Market research demonstrated last year that key voters find Labour a depressingly collectivist party. Even so, Mr Smith felt it necessary to balance his assertion that Labour's aim must be 'the advancement of individual people' by a commitment to 'a strong and supportive society'. It is hardly radical revisionism for the leader of the Labour Party to suggest that 'we should see the merits of the mixed economy'. And it takes no great courage or vision to insist nationalisation is no longer the panacea it was once assumed to be. Years ago such remarks would have caused uproar within Labour's ranks. Now they provoke squeaks of alarm from an impotent handful. For all the talk of learning from the Democrats' electoral revival, Mr Smith sometimes seems to be fighting the battles of a bygone generation.

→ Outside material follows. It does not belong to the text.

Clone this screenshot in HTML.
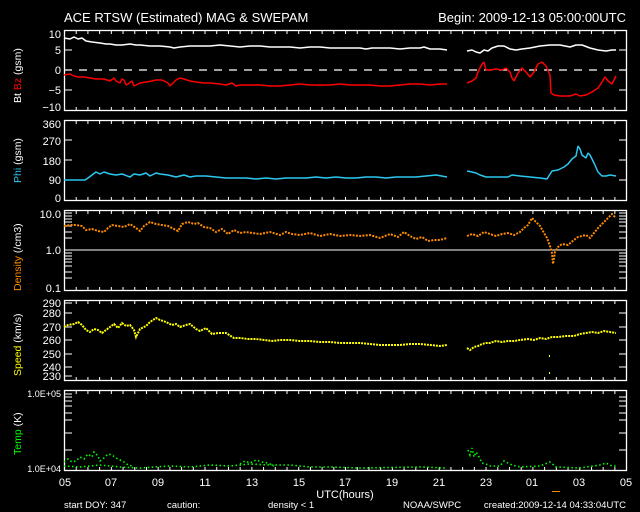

Last summer, when John Smith was formally elected to office, we suggested that he would have only one shot at reaching 10 Downing Street. It would be necessary for him 'to get his party and his policies right first time'. His first task was to ensure that Labour's conference this October will endorse a lasting internal settlement involving the creation of a one-person, one-vote party, in which union power would be severely reduced and the block vote abandoned.

The Labour leader avoided public comment on this issue yesterday. Similarly, Mr Smith ignored the question of fundamental electoral and constitutional reform, although he confirmed his commitment to a Bill of Rights and a Freedom of Information Act. There was no mention of tax policy and no discussion of whether, say, the principle of universal social benefits should be relaxed in favour of targeting those most in need. (Last December, Mr Smith revealed his personal antipathy to targeting.) Nor was there mention of the need to compete with the emerging super-competitive economies.

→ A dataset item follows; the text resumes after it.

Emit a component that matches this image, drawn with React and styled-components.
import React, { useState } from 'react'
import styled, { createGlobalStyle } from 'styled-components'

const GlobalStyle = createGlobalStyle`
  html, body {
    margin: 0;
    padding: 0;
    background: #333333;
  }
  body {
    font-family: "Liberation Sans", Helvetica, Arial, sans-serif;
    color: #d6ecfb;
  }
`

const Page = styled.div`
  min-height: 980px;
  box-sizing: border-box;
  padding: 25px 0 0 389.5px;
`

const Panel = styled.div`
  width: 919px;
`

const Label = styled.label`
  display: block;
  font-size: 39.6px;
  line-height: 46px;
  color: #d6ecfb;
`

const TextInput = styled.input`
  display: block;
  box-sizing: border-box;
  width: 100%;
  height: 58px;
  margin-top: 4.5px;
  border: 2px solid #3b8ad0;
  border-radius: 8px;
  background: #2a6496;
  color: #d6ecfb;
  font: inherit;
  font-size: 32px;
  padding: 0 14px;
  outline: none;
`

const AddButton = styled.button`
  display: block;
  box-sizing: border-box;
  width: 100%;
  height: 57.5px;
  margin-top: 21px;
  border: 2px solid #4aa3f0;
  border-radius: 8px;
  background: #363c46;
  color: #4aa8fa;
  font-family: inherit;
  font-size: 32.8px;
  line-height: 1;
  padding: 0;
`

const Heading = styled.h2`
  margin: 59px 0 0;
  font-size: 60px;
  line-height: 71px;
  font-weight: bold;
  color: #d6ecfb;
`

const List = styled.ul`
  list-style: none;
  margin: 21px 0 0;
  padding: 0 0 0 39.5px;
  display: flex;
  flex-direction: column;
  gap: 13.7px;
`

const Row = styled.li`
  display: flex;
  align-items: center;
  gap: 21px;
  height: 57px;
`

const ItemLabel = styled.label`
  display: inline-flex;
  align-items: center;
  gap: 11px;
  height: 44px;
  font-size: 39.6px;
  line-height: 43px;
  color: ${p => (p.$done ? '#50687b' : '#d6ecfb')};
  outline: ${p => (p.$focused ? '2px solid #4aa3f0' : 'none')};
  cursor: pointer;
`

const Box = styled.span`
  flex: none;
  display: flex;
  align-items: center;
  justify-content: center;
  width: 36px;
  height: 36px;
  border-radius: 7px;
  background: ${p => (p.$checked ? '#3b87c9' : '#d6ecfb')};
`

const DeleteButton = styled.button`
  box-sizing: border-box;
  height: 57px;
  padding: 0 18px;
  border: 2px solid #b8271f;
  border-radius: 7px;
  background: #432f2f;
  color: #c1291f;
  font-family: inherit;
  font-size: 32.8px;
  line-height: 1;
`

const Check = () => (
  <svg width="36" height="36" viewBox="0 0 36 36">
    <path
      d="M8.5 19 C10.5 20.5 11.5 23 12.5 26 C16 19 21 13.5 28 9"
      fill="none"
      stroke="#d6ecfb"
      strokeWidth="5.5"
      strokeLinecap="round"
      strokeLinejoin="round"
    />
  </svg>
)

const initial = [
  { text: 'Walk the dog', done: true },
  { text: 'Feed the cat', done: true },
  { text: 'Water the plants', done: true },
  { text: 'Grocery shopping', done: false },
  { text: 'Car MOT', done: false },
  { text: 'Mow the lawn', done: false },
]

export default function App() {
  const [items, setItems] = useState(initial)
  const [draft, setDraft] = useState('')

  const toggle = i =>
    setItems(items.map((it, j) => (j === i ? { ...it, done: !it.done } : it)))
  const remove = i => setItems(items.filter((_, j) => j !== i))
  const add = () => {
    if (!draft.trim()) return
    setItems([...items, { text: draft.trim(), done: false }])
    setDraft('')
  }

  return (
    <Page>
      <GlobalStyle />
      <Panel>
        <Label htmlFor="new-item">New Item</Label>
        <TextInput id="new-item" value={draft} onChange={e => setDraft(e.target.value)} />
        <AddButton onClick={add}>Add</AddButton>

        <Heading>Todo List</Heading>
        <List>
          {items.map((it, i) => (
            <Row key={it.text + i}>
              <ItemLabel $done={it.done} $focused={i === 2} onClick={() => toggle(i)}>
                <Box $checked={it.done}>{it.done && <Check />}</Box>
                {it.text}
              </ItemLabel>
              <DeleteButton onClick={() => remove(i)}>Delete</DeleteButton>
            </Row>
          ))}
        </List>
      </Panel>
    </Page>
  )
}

Mr Smith's advisers might argue that he has commissions, working parties and the like, beavering away on many of these matters, and that it would be wrong for him to pre-empt their findings. He believes in debate and discussion, followed by decision. The Labour leadership is, moreover, said to be determined to avoid drafting a detailed election manifesto more than four years before it is necessary for the Government to call a general election. This is wise of Mr Smith and his colleagues - but no one has suggested that they do otherwise.

What is becoming increasingly urgent is for Mr Smith to give firm and unambiguous signals to his committees - and to the public - about the advice he expects from them. It ought not to be incompatible with his style for him to indicate his preferences in the course of the campaigning speeches he intends to deliver in the months to come.